After today’s low-key hearing to examine whether the State Department has taken steps to ensure that another Benghazi doesn’t happen, reporters asked the Republican chairman and his Democratic counterpart whether they intended to call former Secretary of State Hillary Clinton to the witness stand.

“She is a witness we would like to talk to. I cannot tell you when,” said Rep. Trey Gowdy.

But Maryland Democrat Elijah Cummings poured cold water on that idea, saying “Mr Schiff said today he could not see why she would be called, and I would agree with that,” referring to fellow Democrat, Adam Schiff.

If I had to bet, I would put money on Hillary being called before the committee. But don’t hold your breath for that to happen tomorrow. Gowdy also made clear in talking with reporters that his staff was still in the early stages of acquiring documents from the State Department, the intelligence community, and other U.S. government agencies.

“I’d be a really lousy lawyer if I questioned witnesses before I had all the documents,” he added.

Here are a few of my takeaways from today’s hearing.

1) The State Department continues to stonewall, and will not answer the most basic of questions the American public (and members of Congress) continue to ask: What was so important to the national interest of the United States for us to send diplomats into harms way in Benghazi at a facility everybody knew was not up to even minimal security standards?

Asked this question repeatedly today, the State Department’s “star” witness, Assistant Secretary of State Gregory B. Starr, hid behind the convenient dodge that he left the Department in 2009 to become a United Nations bureaucrat and so wasn’t around when the decision to open the Benghazi compound was made.

Starr had been in the Department for nearly thirty years, and before leaving for the United Nations he was the Director of the Diplomatic Security Service. If anyone should understand security issues at embassies, and the underlying U.S. interests warranting risk, it’s Starr.

And yet, he not only dodged questions about why the U.S. was in Benghazi, but also got wrong simple facts about the security detail protecting ambassador Stevens.

He claimed, for example, that the 16-man U.S. Army Special Forces Site Security Team (SST) providing close protection for the ambassador was only providing “static security,” when in fact they traveled with the ambassador wherever he went, even jogging with him in the streets of Tripoli.

Worse, he then blamed Ambassador Stevens for not protesting louder that he needed more security, when in fact Stevens and his security officers were sending cables virtually non-stop to the State Department begging for help.

It’s so easy to blame the dead.

2) The State Department continues to send diplomats and other U.S. personnel into harm’s way in facilities overseas that it knows are not secure and cannot be defended.

The State Department’s independent inspector general, Steve Linick, told the Panel that well after Benghazi, the State Department is still unable to “adequately identify security deficiencies” at overseas facilities. Even worse: the Department has 10 overseas compounds similar to the Special Mission compound in Benghazi, with poor to non-existent security, and local security guards who often time do not even go through a basic background check.

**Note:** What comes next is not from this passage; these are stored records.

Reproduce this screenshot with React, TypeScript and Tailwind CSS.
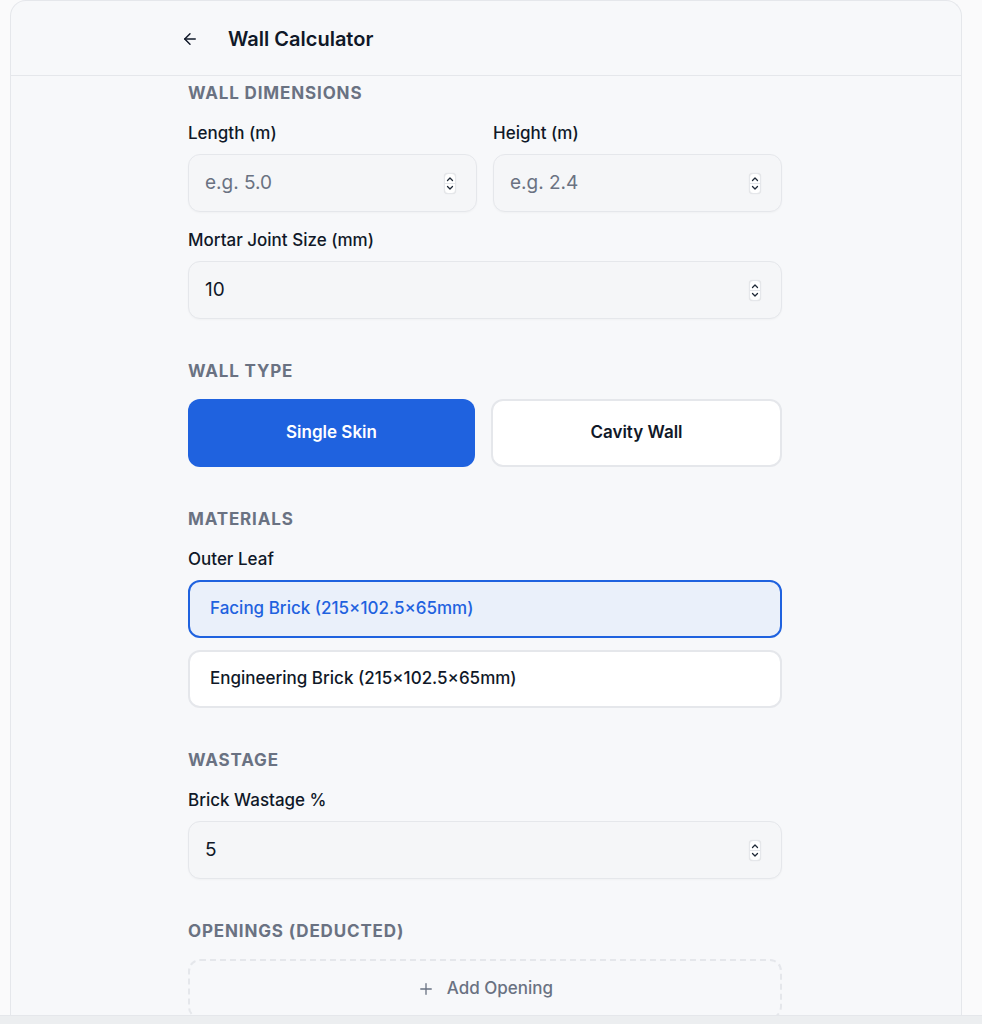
import { ArrowLeft, Plus } from "lucide-react";
import type { FC, ReactNode } from "react";

const Spinner: FC = () => (
  <div className="flex h-[21px] w-[12px] shrink-0 flex-col items-center justify-between rounded-[4px] border border-gray-200 bg-white shadow-[0_0_1px_rgba(0,0,0,0.15)]">
    <svg width="8" height="8" viewBox="0 0 8 8" className="mt-[1px]">
      <path d="M1.5 5.5 L4 3 L6.5 5.5" fill="none" stroke="#1f2937" strokeWidth="1.3" strokeLinecap="round" strokeLinejoin="round" />
    </svg>
    <div className="h-px w-full bg-gray-200" />
    <svg width="8" height="8" viewBox="0 0 8 8" className="mb-[1px]">
      <path d="M1.5 2.5 L4 5 L6.5 2.5" fill="none" stroke="#1f2937" strokeWidth="1.3" strokeLinecap="round" strokeLinejoin="round" />
    </svg>
  </div>
);

const NumberField: FC<{ label: string; placeholder?: string; value?: string }> = ({
  label,
  placeholder,
  value,
}) => (
  <div className="flex min-w-0 flex-1 flex-col">
    <label className="mb-[9px] text-[17px] leading-6 font-medium text-gray-900">{label}</label>
    <div className="flex h-[58px] items-center rounded-xl border border-gray-200 bg-[#f5f6f8] pr-[20px] pl-4 shadow-[0_1px_2px_rgba(0,0,0,0.03)]">
      <input
        type="text"
        defaultValue={value}
        placeholder={placeholder}
        className="w-full min-w-0 flex-1 bg-transparent text-[19px] text-gray-900 outline-none placeholder:text-gray-500"
      />
      <Spinner />
    </div>
  </div>
);

const Section: FC<{ title: string; children: ReactNode }> = ({ title, children }) => (
  <section className="flex flex-col">
    <h2 className="mb-4 text-[17px] leading-6 font-bold tracking-wider text-gray-500 uppercase">
      {title}
    </h2>
    {children}
  </section>
);

export default function App() {
  return (
    <div className="flex h-screen flex-col overflow-hidden bg-[#fafafb] font-['Inter',sans-serif]">
      <div className="ml-[10px] flex w-[952px] flex-1 flex-col overflow-hidden rounded-t-2xl border border-b-0 border-gray-200 bg-[#f7f8fa]">
        {/* Header */}
        <header className="flex h-[75px] shrink-0 border-b border-gray-200">
          <div className="ml-[168px] flex w-[610px] items-center gap-[27px] pt-[1px]">
            <button type="button" className="p-[2px] text-gray-900">
              <ArrowLeft size={18} strokeWidth={1.9} />
            </button>
            <h1 className="text-xl font-semibold text-gray-900">Wall Calculator</h1>
          </div>
        </header>

        {/* Form */}
        <div className="ml-[177px] flex w-[594px] flex-col gap-10 pt-[5px]">
          <Section title="Wall Dimensions">
            <div className="flex flex-col gap-4">
              <div className="flex gap-4">
                <NumberField label="Length (m)" placeholder="e.g. 5.0" />
                <NumberField label="Height (m)" placeholder="e.g. 2.4" />
              </div>
              <NumberField label="Mortar Joint Size (mm)" value="10" />
            </div>
          </Section>

          <Section title="Wall Type">
            <div className="flex gap-4">
              <button
                type="button"
                className="h-[68px] flex-1 rounded-xl bg-[#1f62df] text-[17px] font-semibold text-white"
              >
                Single Skin
              </button>
              <button
                type="button"
                className="h-[68px] flex-1 rounded-xl border-2 border-gray-200 bg-white text-[17px] font-semibold text-gray-900"
              >
                Cavity Wall
              </button>
            </div>
          </Section>

          <Section title="Materials">
            <div className="flex flex-col">
              <div className="mb-[9px] text-[17px] leading-6 font-medium text-gray-900">Outer Leaf</div>
              <div className="flex flex-col gap-3">
                <button
                  type="button"
                  className="flex h-[58px] items-center rounded-xl border-2 border-[#1f62df] bg-[#eaf0fa] px-5 text-[17px] font-medium text-[#1f62df]"
                >
                  Facing Brick (215×102.5×65mm)
                </button>
                <button
                  type="button"
                  className="flex h-[58px] items-center rounded-xl border-2 border-gray-200 bg-white px-5 text-[17px] font-medium text-gray-900"
                >
                  Engineering Brick (215×102.5×65mm)
                </button>
              </div>
            </div>
          </Section>

          <Section title="Wastage">
            <NumberField label="Brick Wastage %" value="5" />
          </Section>

          <Section title="Openings (Deducted)">
            <button
              type="button"
              className="flex h-[60px] items-center justify-center gap-[12px] rounded-xl border-2 border-dashed border-gray-200 text-[17px] font-medium text-gray-500"
            >
              <Plus size={18} strokeWidth={1.75} />
              Add Opening
            </button>
          </Section>
        </div>
      </div>
      <div className="h-[9px] shrink-0 border-t border-gray-200 bg-[#eceef0]" />
    </div>
  );
}
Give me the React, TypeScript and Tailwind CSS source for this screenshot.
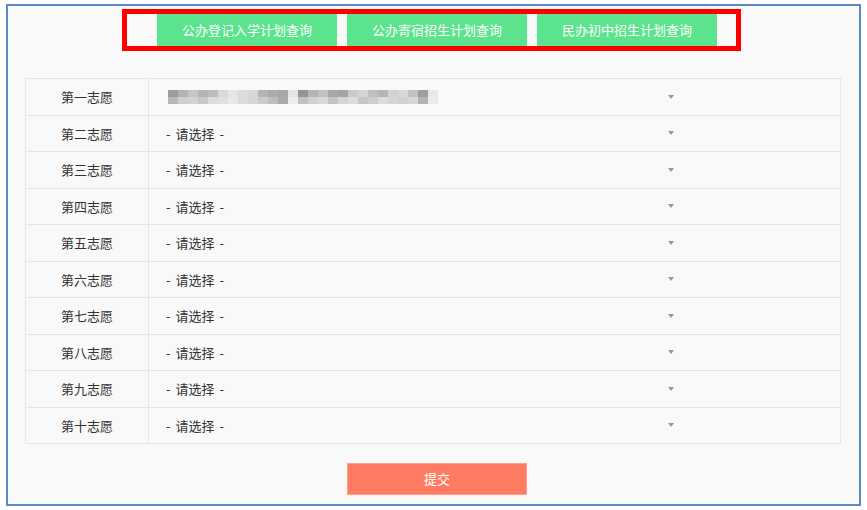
const labels = ['第一志愿', '第二志愿', '第三志愿', '第四志愿', '第五志愿', '第六志愿', '第七志愿', '第八志愿', '第九志愿', '第十志愿']

const links = ['公办登记入学计划查询', '公办寄宿招生计划查询', '民办初中招生计划查询']

// pixelated placeholder for the blurred-out first choice
const topShades = ['#9a9ea3', '#b4b4b6', '#c4c6c8', '#b2b5b8', '#bcbdbd', '#d6d9dc', '#e6e6e6', '#dcdcdc', '#d8d8d8', '#b5b5b7', '#a9abad', '#a6a7a9', '#e2e4e6', '#939597', '#b2b4b6', '#c2c2c3', '#a6a8aa', '#a2a5a8', '#c9cacc', '#d4d4d6', '#bfbfc1', '#b4b6b8', '#d0d2d4', '#d8d8d8', '#c2c2c0', '#9c9ea0', '#e8e8e8']
const bottomShades = ['#b4b9be', '#cdcfd1', '#d0d2d4', '#c6c8ca', '#dadcdd', '#e0e1e2', '#e8e8e8', '#dcdcdc', '#d6d6d6', '#c9cacb', '#bcbdbf', '#a9aaac', '#eceeef', '#c0c2c4', '#d0d1d3', '#d8d8d8', '#c4c4c5', '#d4d5d6', '#dcdcdc', '#c8c6c5', '#d1ccca', '#dcdde0', '#d4d6d8', '#d2d2d4', '#d6d6d6', '#b2b3b5', '#ececec']

function Blurred() {
  return (
    <div className="flex flex-col blur-[0.6px]">
      <div className="flex">
        {topShades.map((c, i) => (
          <div key={i} className="h-[7px] w-[10px]" style={{ backgroundColor: c }} />
        ))}
      </div>
      <div className="flex">
        {bottomShades.map((c, i) => (
          <div key={i} className="h-[7px] w-[10px]" style={{ backgroundColor: c }} />
        ))}
      </div>
    </div>
  )
}

export default function App() {
  return (
    <div
      className="h-[510px] w-[867px] bg-white pl-[6px] pt-[4px] text-[13px] text-[#333]"
      style={{ fontFamily: '"Noto Sans CJK SC", "Noto Sans", sans-serif' }}
    >
      <div className="flex h-[502px] w-[855px] flex-col border-2 border-[#5b8ac6] bg-[#f9f9f9]">
        <div className="pl-[149px] pt-[8px]">
          <div className="relative flex w-fit gap-[10px]">
            {links.map((t) => (
              <button key={t} className="h-[32px] w-[180px] bg-[#5ce38d] text-[13px] text-white">
                {t}
              </button>
            ))}
            <div className="pointer-events-none absolute -bottom-[5px] -left-[35px] -right-[24px] -top-[5px] border-[5px] border-[#ff0000]" />
          </div>
        </div>

        <div className="ml-[17px] mt-[32px] w-[816px] border-l border-t border-[#e6e6e6]">
          {labels.map((l, i) => (
            <div key={l} className="flex h-[36.5px] border-b border-[#e6e6e6]">
              <div className="flex w-[123px] items-center justify-center border-r border-[#e6e6e6]">{l}</div>
              <div className="flex flex-1 items-center border-r border-[#e6e6e6]">
                <div className="flex w-[530px] items-center justify-between pl-[17px] pr-[5px]">
                  {i === 0 ? (
                    <div className="pl-[2px]">
                      <Blurred />
                    </div>
                  ) : (
                    <span className="flex">
                      <span>-</span>
                      <span className="mx-[5px]">请选择</span>
                      <span>-</span>
                    </span>
                  )}
                  <span className="h-0 w-0 border-x-[3.5px] border-t-[4px] border-x-transparent border-t-[#999]" />
                </div>
              </div>
            </div>
          ))}
        </div>

        <div className="pl-[339px] pt-[19px]">
          <button className="h-[32px] w-[180px] border border-[#ffa08a] bg-[#ff7c62] text-[13px] text-white">提交</button>
        </div>
      </div>
    </div>
  )
}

Starr acknowledged there were more high-risk posts than in anytime in his 30-year career, and that State now had to ask diplomats to do two-year tours without dependents in order to staff these risky outposts.

But rest assured, General Motors lives, Osama bin Laden is dead, and al Qaeda is on the run!

3)  The Democrats will work hard and spend every taxpayer dollar at their disposal to obstruct the truth and provide cover for Hillary Clinton.

Elijah Cummings got Gowdy to invite him to meet with Speaker Boehner on Thursday to discuss the scope of the Select Committee’s investigation.

While I understand Gowdy’s desire to conduct a non-partisan investigation, those days in Washington are over. Cummings is on a fishing expedition, and there is no reason why Gowdy should indulge him.

The days of comity may last a little while longer, but I predict that Democrats will go for the jugular once Gowdy’s investigators get close to exposing the truth.